**EXERCISE DIRECTIONS**: Write out the entire listing below exactly as it appears, minus any pictures.
--- --- ---
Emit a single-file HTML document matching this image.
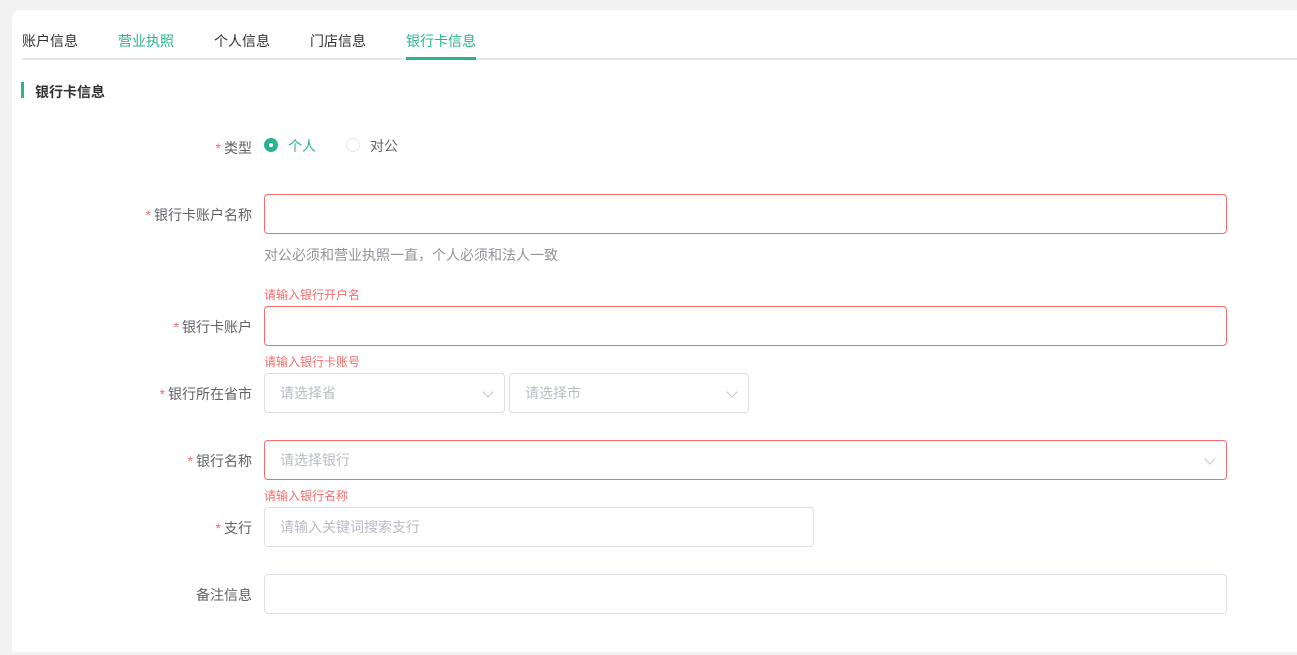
<!DOCTYPE html>
<html><head><meta charset="utf-8"><style>
*{box-sizing:border-box;margin:0;padding:0}
body{width:1297px;height:655px;background:#f2f2f2;font-family:"Liberation Sans","Noto Sans CJK SC",sans-serif;font-size:14px;color:#333;position:relative;overflow:hidden}
.card{position:absolute;left:12px;top:10px;width:1300px;height:642px;background:#fff;border-radius:8px 0 0 0}
.a{position:absolute;white-space:nowrap}
.tab{top:31px;font-size:14px;color:#303133}
.lbl{right:1045px;font-size:14px;color:#606266;text-align:right}
.lbl i{font-style:normal;color:#f56c6c;margin-right:3px}
.in{position:absolute;height:40px;border:1px solid #dcdfe6;border-radius:4px;background:#fff;color:#b8bcc4;padding-left:15px;line-height:38px;font-size:14px}
.err{border-color:#f56c6c}
.em{font-size:12px;color:#f56c6c}
.chev{position:absolute;right:12px;top:14px;width:8px;height:8px;border-right:1px solid #c0c4cc;border-bottom:1px solid #c0c4cc;transform:rotate(45deg)}
</style></head><body>
<div class="card"></div>
<div class="a tab" style="left:22px">账户信息</div>
<div class="a tab" style="left:118px;color:#2bb390">营业执照</div>
<div class="a tab" style="left:214px">个人信息</div>
<div class="a tab" style="left:310px">门店信息</div>
<div class="a tab" style="left:406px;color:#2bb390">银行卡信息</div>
<div class="a" style="left:22px;top:58px;width:1275px;height:2px;background:#e4e7ed"></div>
<div class="a" style="left:406px;top:57px;width:70px;height:3px;background:#2bb390"></div>
<div class="a" style="left:21px;top:82px;width:3px;height:16px;background:#2bb390"></div>
<div class="a" style="left:35px;top:82px;font-weight:bold;font-size:14px;color:#303133">银行卡信息</div>

<div class="a lbl" style="top:138px"><i>*</i>类型</div>
<div class="a" style="left:264px;top:138px;width:14px;height:14px;border-radius:50%;background:#2bb390"><div style="position:absolute;left:5px;top:5px;width:4px;height:4px;border-radius:50%;background:#fff"></div></div>
<div class="a" style="left:288px;top:136px;color:#2bb390">个人</div>
<div class="a" style="left:346px;top:138px;width:14px;height:14px;border-radius:50%;border:1px solid #e4e7ed"></div>
<div class="a" style="left:370px;top:136px;color:#606266">对公</div>

<div class="a lbl" style="top:205px"><i>*</i>银行卡账户名称</div>
<div class="in err" style="left:264px;top:194px;width:963px"></div>
<div class="a" style="left:264px;top:245px;color:#909399">对公必须和营业执照一直，个人必须和法人一致</div>
<div class="a em" style="left:264px;top:286px">请输入银行开户名</div>

<div class="a lbl" style="top:317px"><i>*</i>银行卡账户</div>
<div class="in err" style="left:264px;top:306px;width:963px"></div>
<div class="a em" style="left:264px;top:353px">请输入银行卡账号</div>

<div class="a lbl" style="top:384px"><i>*</i>银行所在省市</div>
<div class="in" style="left:264px;top:373px;width:241px">请选择省<span class="chev"></span></div>
<div class="in" style="left:509px;top:373px;width:240px">请选择市<span class="chev"></span></div>

<div class="a lbl" style="top:451px"><i>*</i>银行名称</div>
<div class="in err" style="left:264px;top:440px;width:963px">请选择银行<span class="chev"></span></div>
<div class="a em" style="left:264px;top:487px">请输入银行名称</div>

<div class="a lbl" style="top:518px"><i>*</i>支行</div>
<div class="in" style="left:264px;top:507px;width:550px">请输入关键词搜索支行</div>

<div class="a lbl" style="top:585px">备注信息</div>
<div class="in" style="left:264px;top:574px;width:963px"></div>
</body></html>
--- --- ---
**EXERCISE ANSWER**:
Emit a single-file HTML document matching this image.
<!DOCTYPE html>
<html><head><meta charset="utf-8"><style>
*{box-sizing:border-box;margin:0;padding:0}
body{width:1297px;height:655px;background:#f2f2f2;font-family:"Liberation Sans","Noto Sans CJK SC",sans-serif;font-size:14px;color:#333;position:relative;overflow:hidden}
.card{position:absolute;left:12px;top:10px;width:1300px;height:642px;background:#fff;border-radius:8px 0 0 0}
.a{position:absolute;white-space:nowrap}
.tab{top:31px;font-size:14px;color:#303133}
.lbl{right:1045px;font-size:14px;color:#606266;text-align:right}
.lbl i{font-style:normal;color:#f56c6c;margin-right:3px}
.in{position:absolute;height:40px;border:1px solid #dcdfe6;border-radius:4px;background:#fff;color:#b8bcc4;padding-left:15px;line-height:38px;font-size:14px}
.err{border-color:#f56c6c}
.em{font-size:12px;color:#f56c6c}
.chev{position:absolute;right:12px;top:14px;width:8px;height:8px;border-right:1px solid #c0c4cc;border-bottom:1px solid #c0c4cc;transform:rotate(45deg)}
</style></head><body>
<div class="card"></div>
<div class="a tab" style="left:22px">账户信息</div>
<div class="a tab" style="left:118px;color:#2bb390">营业执照</div>
<div class="a tab" style="left:214px">个人信息</div>
<div class="a tab" style="left:310px">门店信息</div>
<div class="a tab" style="left:406px;color:#2bb390">银行卡信息</div>
<div class="a" style="left:22px;top:58px;width:1275px;height:2px;background:#e4e7ed"></div>
<div class="a" style="left:406px;top:57px;width:70px;height:3px;background:#2bb390"></div>
<div class="a" style="left:21px;top:82px;width:3px;height:16px;background:#2bb390"></div>
<div class="a" style="left:35px;top:82px;font-weight:bold;font-size:14px;color:#303133">银行卡信息</div>

<div class="a lbl" style="top:138px"><i>*</i>类型</div>
<div class="a" style="left:264px;top:138px;width:14px;height:14px;border-radius:50%;background:#2bb390"><div style="position:absolute;left:5px;top:5px;width:4px;height:4px;border-radius:50%;background:#fff"></div></div>
<div class="a" style="left:288px;top:136px;color:#2bb390">个人</div>
<div class="a" style="left:346px;top:138px;width:14px;height:14px;border-radius:50%;border:1px solid #e4e7ed"></div>
<div class="a" style="left:370px;top:136px;color:#606266">对公</div>

<div class="a lbl" style="top:205px"><i>*</i>银行卡账户名称</div>
<div class="in err" style="left:264px;top:194px;width:963px"></div>
<div class="a" style="left:264px;top:245px;color:#909399">对公必须和营业执照一直，个人必须和法人一致</div>
<div class="a em" style="left:264px;top:286px">请输入银行开户名</div>

<div class="a lbl" style="top:317px"><i>*</i>银行卡账户</div>
<div class="in err" style="left:264px;top:306px;width:963px"></div>
<div class="a em" style="left:264px;top:353px">请输入银行卡账号</div>

<div class="a lbl" style="top:384px"><i>*</i>银行所在省市</div>
<div class="in" style="left:264px;top:373px;width:241px">请选择省<span class="chev"></span></div>
<div class="in" style="left:509px;top:373px;width:240px">请选择市<span class="chev"></span></div>

<div class="a lbl" style="top:451px"><i>*</i>银行名称</div>
<div class="in err" style="left:264px;top:440px;width:963px">请选择银行<span class="chev"></span></div>
<div class="a em" style="left:264px;top:487px">请输入银行名称</div>

<div class="a lbl" style="top:518px"><i>*</i>支行</div>
<div class="in" style="left:264px;top:507px;width:550px">请输入关键词搜索支行</div>

<div class="a lbl" style="top:585px">备注信息</div>
<div class="in" style="left:264px;top:574px;width:963px"></div>
</body></html>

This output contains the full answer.